Whatever the protests bring, in both Iraq and Lebanon, Iran will not allow its power structures to crumble without a fight.
In both cases, Iran will do what it does best. In Lebanon, instead of stepping back and allowing reforms to be implemented by new governments with qualified ministers, Hezbollah and the Iran-backed militias will likely resort to force. As Nasrallah made very clear, his government will not fall.

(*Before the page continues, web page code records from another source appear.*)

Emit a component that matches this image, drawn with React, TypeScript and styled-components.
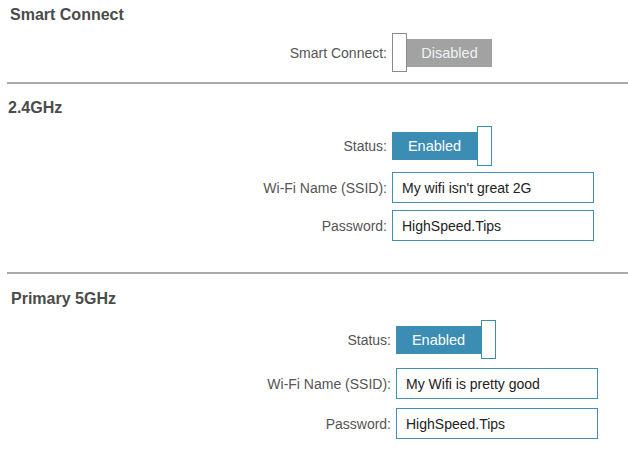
import React from "react";
import styled, { createGlobalStyle } from "styled-components";

const GlobalStyle = createGlobalStyle`
  html, body {
    margin: 0;
    padding: 0;
    background: #ffffff;
  }
  body {
    font-family: "Liberation Sans", Arial, sans-serif;
    color: #555555;
  }
`;

const Page = styled.div`
  width: 628px;
  height: 456px;
  overflow: hidden;
  display: flex;
  flex-direction: column;
`;

const Heading = styled.h2<{ $indent: number; $top: number }>`
  margin: ${(p) => p.$top}px 0 0 0;
  padding-left: ${(p) => p.$indent}px;
  font-size: 16px;
  line-height: 18px;
  font-weight: bold;
  color: #4b4b4b;
`;

const Fields = styled.div<{ $labelWidth: number; $top: number; $gaps: string }>`
  display: grid;
  grid-template-columns: ${(p) => p.$labelWidth}px auto;
  grid-template-rows: ${(p) => p.$gaps};
  column-gap: 5px;
  margin-top: ${(p) => p.$top}px;
  align-items: center;
`;

const Label = styled.div`
  text-align: right;
  font-size: 14px;
  color: #555555;
`;

const ToggleWrap = styled.div`
  display: flex;
  align-items: center;
  height: 100%;
`;

const Bar = styled.div<{ $on: boolean }>`
  width: 85px;
  height: 28px;
  display: flex;
  align-items: center;
  justify-content: center;
  background: ${(p) => (p.$on ? "#3c8db4" : "#a2a2a2")};
  color: ${(p) => (p.$on ? "#ffffff" : "#eef2f5")};
  font-size: 14.5px;
`;

const Knob = styled.div<{ $on: boolean }>`
  box-sizing: border-box;
  width: 15px;
  height: 100%;
  background: #ffffff;
  border: 1px solid ${(p) => (p.$on ? "#3c8db4" : "#8c8c8c")};
`;

const TextInput = styled.input`
  box-sizing: border-box;
  width: 202px;
  height: 31px;
  margin: 0;
  padding: 0 0 0 9px;
  border: 1.5px solid #3f8fb6;
  border-radius: 0;
  outline: none;
  font-family: "Liberation Sans", Arial, sans-serif;
  font-size: 14px;
  color: #222222;
  background: #ffffff;
`;

const Divider = styled.hr<{ $top: number }>`
  box-sizing: border-box;
  margin: ${(p) => p.$top}px 0 0 7px;
  height: 2px;
  border: none;
  background: #a9a9a9;
`;

function Toggle({ on }: { on: boolean }) {
  return (
    <ToggleWrap>
      {!on && <Knob $on={on} />}
      <Bar $on={on}>{on ? "Enabled" : "Disabled"}</Bar>
      {on && <Knob $on={on} />}
    </ToggleWrap>
  );
}

export default function App() {
  return (
    <Page>
      <GlobalStyle />
      <Heading $indent={10} $top={6}>
        Smart Connect
      </Heading>
      <Fields $labelWidth={387} $top={9} $gaps="39px">
        <Label>Smart Connect:</Label>
        <Toggle on={false} />
      </Fields>
      <Divider $top={10} />

      <Heading $indent={8} $top={15}>
        2.4GHz
      </Heading>
      <Fields $labelWidth={387} $top={9} $gaps="40px 6px 31px 7px 31px">
        <Label>Status:</Label>
        <Toggle on />
        <span />
        <span />
        <Label>Wi-Fi Name (SSID):</Label>
        <TextInput defaultValue="My wifi isn't great 2G" />
        <span />
        <span />
        <Label>Password:</Label>
        <TextInput defaultValue="HighSpeed.Tips" />
      </Fields>
      <Divider $top={31} />

      <Heading $indent={11} $top={16}>
        Primary 5GHz
      </Heading>
      <Fields $labelWidth={391} $top={12} $gaps="39px 9px 31px 9px 31px">
        <Label>Status:</Label>
        <Toggle on />
        <span />
        <span />
        <Label>Wi-Fi Name (SSID):</Label>
        <TextInput defaultValue="My Wifi is pretty good" />
        <span />
        <span />
        <Label>Password:</Label>
        <TextInput defaultValue="HighSpeed.Tips" />
      </Fields>
    </Page>
  );
}
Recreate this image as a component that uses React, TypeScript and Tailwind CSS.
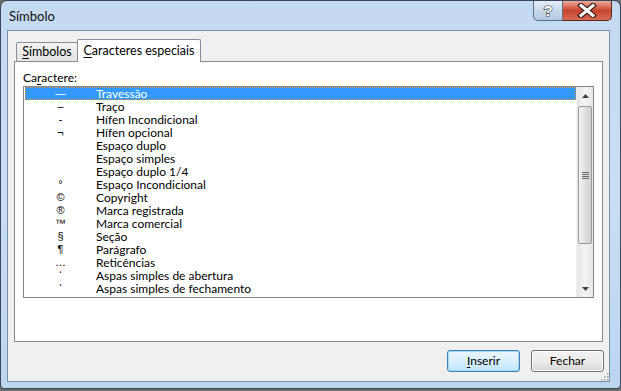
import React from 'react';

const rows: { sym: string; label: string }[] = [
  { sym: '—', label: 'Travessão' },
  { sym: '–', label: 'Traço' },
  { sym: '-', label: 'Hífen Incondicional' },
  { sym: '¬', label: 'Hífen opcional' },
  { sym: '', label: 'Espaço duplo' },
  { sym: '', label: 'Espaço simples' },
  { sym: '', label: 'Espaço duplo 1/4' },
  { sym: '°', label: 'Espaço Incondicional' },
  { sym: '©', label: 'Copyright' },
  { sym: '®', label: 'Marca registrada' },
  { sym: '™', label: 'Marca comercial' },
  { sym: '§', label: 'Seção' },
  { sym: '¶', label: 'Parágrafo' },
  { sym: '…', label: 'Reticências' },
  { sym: '‘', label: 'Aspas simples de abertura' },
  { sym: '’', label: 'Aspas simples de fechamento' },
];

function CaptionButtons() {
  return (
    <div className="flex items-start mr-[8px]">
      <div className="w-[30px] h-[20px] border border-t-0 border-[#5d6f86] rounded-bl-[5px] bg-gradient-to-b from-[#e3edf8] via-[#c9d9ec] to-[#b3c8e0] flex items-center justify-center">
        <svg width="14" height="16" viewBox="0 0 14 16">
          <text x="7" y="13" textAnchor="middle" fontSize="15" fontWeight="bold" fontFamily="'Liberation Sans', sans-serif" fill="#fff" stroke="#3b4654" strokeWidth="1.2" paintOrder="stroke">?</text>
        </svg>
      </div>
      <div className="w-[49px] h-[20px] border border-t-0 border-l-0 border-[#5c2a22] rounded-br-[5px] bg-gradient-to-b from-[#e9a99b] via-[#c8432d] to-[#d66a55] flex items-center justify-center">
        <svg width="20" height="15" viewBox="0 0 20 15">
          <path d="M4 2.5 L16 12.5 M16 2.5 L4 12.5" stroke="#3a1f1a" strokeWidth="5.5" strokeLinecap="square" />
          <path d="M4 2.5 L16 12.5 M16 2.5 L4 12.5" stroke="#fff" strokeWidth="3" strokeLinecap="square" />
        </svg>
      </div>
    </div>
  );
}

function ScrollBar() {
  return (
    <div className="w-[17px] flex flex-col bg-gradient-to-r from-[#e7e7e7] via-[#f4f4f4] to-[#e7e7e7] border-l border-[#f0f0f0]">
      <div className="h-[17px] flex items-center justify-center">
        <svg width="7" height="4" viewBox="0 0 7 4"><path d="M0 4 L3.5 0 L7 4 Z" fill="#404040" /></svg>
      </div>
      <div className="flex-1 px-px pt-[2px] pb-[36px]">
        <div className="h-full rounded-[2px] border border-[#9a9a9a] bg-gradient-to-r from-[#f2f2f2] via-[#e0e0e0] to-[#cfcfcf] flex items-center justify-center">
          <div className="flex flex-col gap-px">
            <div className="w-[7px] h-px bg-[#666]" />
            <div className="w-[7px] h-px bg-[#666]" />
            <div className="w-[7px] h-px bg-[#666]" />
            <div className="w-[7px] h-px bg-[#666]" />
          </div>
        </div>
      </div>
      <div className="h-[17px] flex items-center justify-center">
        <svg width="7" height="4" viewBox="0 0 7 4"><path d="M0 0 L3.5 4 L7 0 Z" fill="#404040" /></svg>
      </div>
    </div>
  );
}

export default function App() {
  return (
    <div className="w-[621px] h-[391px] bg-[#6b6b6b] font-['Lato','Liberation_Sans',sans-serif] text-[12px] text-black overflow-hidden">
      <div className="w-[621px] h-[389px] rounded-t-[7px] rounded-b-[4px] border border-[#38475a] bg-gradient-to-b from-[#c4daf1] via-[#c9def4] to-[#bcd5ef] flex flex-col">
        <div className="h-[29px] flex items-start justify-between shrink-0">
          <div className="pl-[8px] pt-[7px] text-[13px] leading-[16px] text-[#111]">Símbolo</div>
          <CaptionButtons />
        </div>
        <div className="ml-[6px] mr-[10px] mb-[7px] flex-1 border border-[#7b8fa6] bg-[#f0f0f0] flex flex-col">
          <div className="flex items-end pl-[8px] pt-[7px] h-[30px]">
            <div className="h-[19px] w-[62px] border border-b-0 border-[#898c95] rounded-t-[2px] bg-gradient-to-b from-[#f3f3f3] to-[#e3e3e3] flex items-center justify-center leading-none text-[12.5px]">
              <span><span className="underline underline-offset-2">S</span>ímbolos</span>
            </div>
            <div className="relative -mb-px h-[23px] w-[124px] border border-b-0 border-[#898c95] rounded-t-[2px] bg-white flex items-center justify-center leading-none z-10 -ml-px text-[12.5px]">
              <span><span className="underline underline-offset-2">C</span>aracteres especiais</span>
            </div>
          </div>
          <div className="mx-[6px] h-[281px] border border-[#898c95] bg-white flex flex-col px-[8px]">
            <div className="pt-[9px] h-[24px] leading-[14px]">
              Ca<span className="underline underline-offset-2">r</span>actere:
            </div>
            <div className="h-[212px] border border-[#828790] bg-white flex">
              <div className="flex-1 flex flex-col pl-px">
                {rows.map((r, i) => (
                  <div
                    key={r.label}
                    className={
                      i === 0
                        ? 'h-[13px] flex items-center leading-[13px] bg-[#3399ff] text-white outline-1 outline-dotted outline-[#d98a3a] -outline-offset-1'
                        : 'h-[13px] flex items-center leading-[13px]'
                    }
                  >
                    <span className="w-[71px] text-center font-['Liberation_Sans',sans-serif] text-[11px]">{r.sym}</span>
                    <span>{r.label}</span>
                  </div>
                ))}
              </div>
              <ScrollBar />
            </div>
          </div>
          <div className="flex justify-end gap-[11px] pr-[5px] pt-[8px]">
            <button className="w-[73px] h-[22px] rounded-[3px] border border-[#3c7fb1] bg-gradient-to-b from-[#eaf6fd] via-[#d9f0fc] to-[#bee6fd] shadow-[inset_0_0_0_1px_#a7d9f5] leading-none">
              <span className="underline underline-offset-2">I</span>nserir
            </button>
            <button className="w-[73px] h-[22px] rounded-[3px] border border-[#707070] bg-gradient-to-b from-[#f2f2f2] via-[#ebebeb] to-[#d6d6d6] shadow-[inset_0_0_0_1px_#fcfcfc] leading-none">
              Fechar
            </button>
          </div>
          <div className="flex-1 flex items-end justify-end">
            <svg width="9" height="9" viewBox="0 0 9 9">
              <rect x="7" y="1" width="1.5" height="1.5" fill="#a0a0a0" />
              <rect x="4" y="4" width="1.5" height="1.5" fill="#a0a0a0" />
              <rect x="7" y="4" width="1.5" height="1.5" fill="#a0a0a0" />
              <rect x="1" y="7" width="1.5" height="1.5" fill="#a0a0a0" />
              <rect x="4" y="7" width="1.5" height="1.5" fill="#a0a0a0" />
              <rect x="7" y="7" width="1.5" height="1.5" fill="#a0a0a0" />
            </svg>
          </div>
        </div>
      </div>
    </div>
  );
}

Hezbollah will try not repeat the Iraqi PMF’s mistake of responding with violence. That’s why its military units have been training a number of non-Hezbollah members to join what it calls the Lebanese Resistance Brigades. The role of these brigades is precisely to deal with domestic challenges and allow Hezbollah to deny responsibility. Already, in an attempt to create a counter-revolution, hundreds of young men carrying the flags of Amal and Hezbollah attacked the protesters in a number of cities. So far, the Lebanese Army has stopped them from getting too close to the protests, but they have managed to physically hurt and terrorize people outside Beirut, mainly in Shiite towns and cities.
In Iraq, it is likely that Iran-backed militias will resort to violence again to suppress a new round of protests scheduled for Oct. 25. Without international pressure to dissolve the parliament and force Prime Minister Adil Abdul-Mahdi to resign, many people could die. But in any case, Iran’s image will have suffered gravely.
Across the region, the same story is unfolding. Wherever Iran wins, mayhem prevails. From Iraq to Lebanon, it has become clear that Iranian power can no longer be tolerated. And when the country’s own support base can no longer accept Iran as its ruler, the international community needs to take note.
The recent protests show that Iran’s power is more fragile than the world perceives. And more importantly, they should remind that Shiism does not belong to Iran and that maybe it is time to start working directly with Shiite communities.